It seems they're rethinking the career of Orson Welles. The War of the Worlds broadcast was one of the century's great stunts. Citizen Kane was brilliant but heartless. The greatest film ever made? A nonsense appellation. As for Welles, he was his own man. A.S. Harmah reviews three recent books:
But this year, the Welles centennial, an appreciation for Welles—even the late, bloated, talk-show-guest Welles—is gathering force. Karp’s book, along with Patrick McGilligan’s remarkable, eye-opening biography Young Orson and A. Brad Schwartz’s Broadcast Hysteria, provide a deep, nuanced portrait of the director at the start and finish of his career. By skipping his better-known and much-studied years as an actor-director in Hollywood in the heyday of the studio system, and his years in the ’50s and ’60s as a nomadic filmmaker in Europe, these studies offer a new image of Welles, one that re-radicalizes him as an artist and sets him against the backdrop of the Depression and the early days of World War II. Focusing on his work in the theater and radio in New York and elsewhere in the ’30s, then cutting, Kane-like, to the New Hollywood of the ’70s reveals an unwavering Welles, committed to a kaleidoscopic vision that was also a style of work and a way of being in the world.

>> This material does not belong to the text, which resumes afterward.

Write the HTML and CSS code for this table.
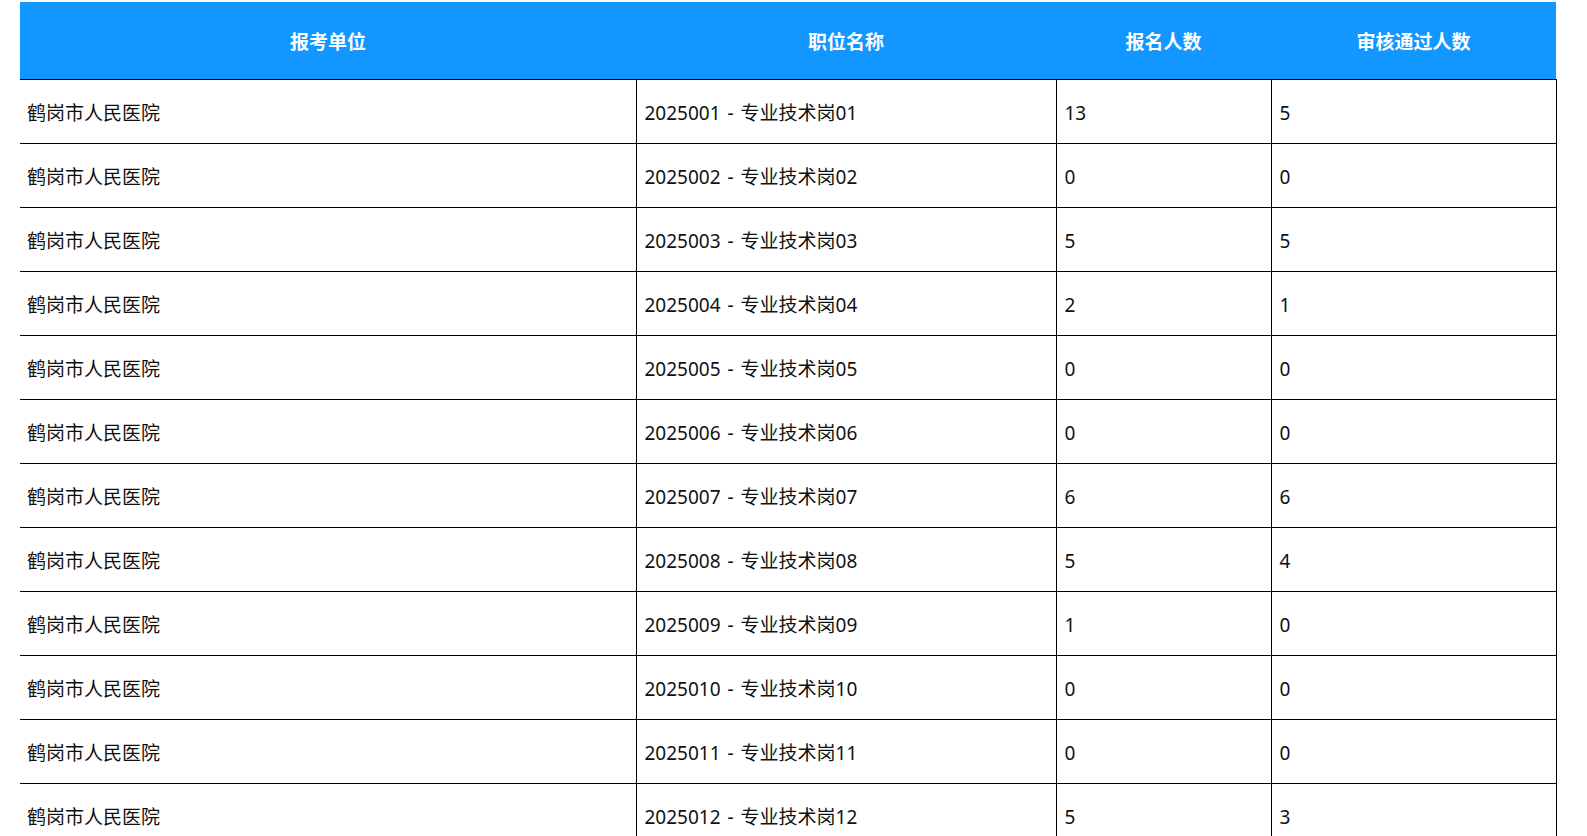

If he failed to find a way to direct his films with Hollywood funding and approval, he went elsewhere—a rebuke the movie industry saw as disrespectful, self-sabotaging, and grotesque.
The next paragraph gives us this gem of an observation: "The Welles of TV talk shows and wine commercials is in fact an indictment of how the second half of the twentieth century failed to live up to the promises of the first half."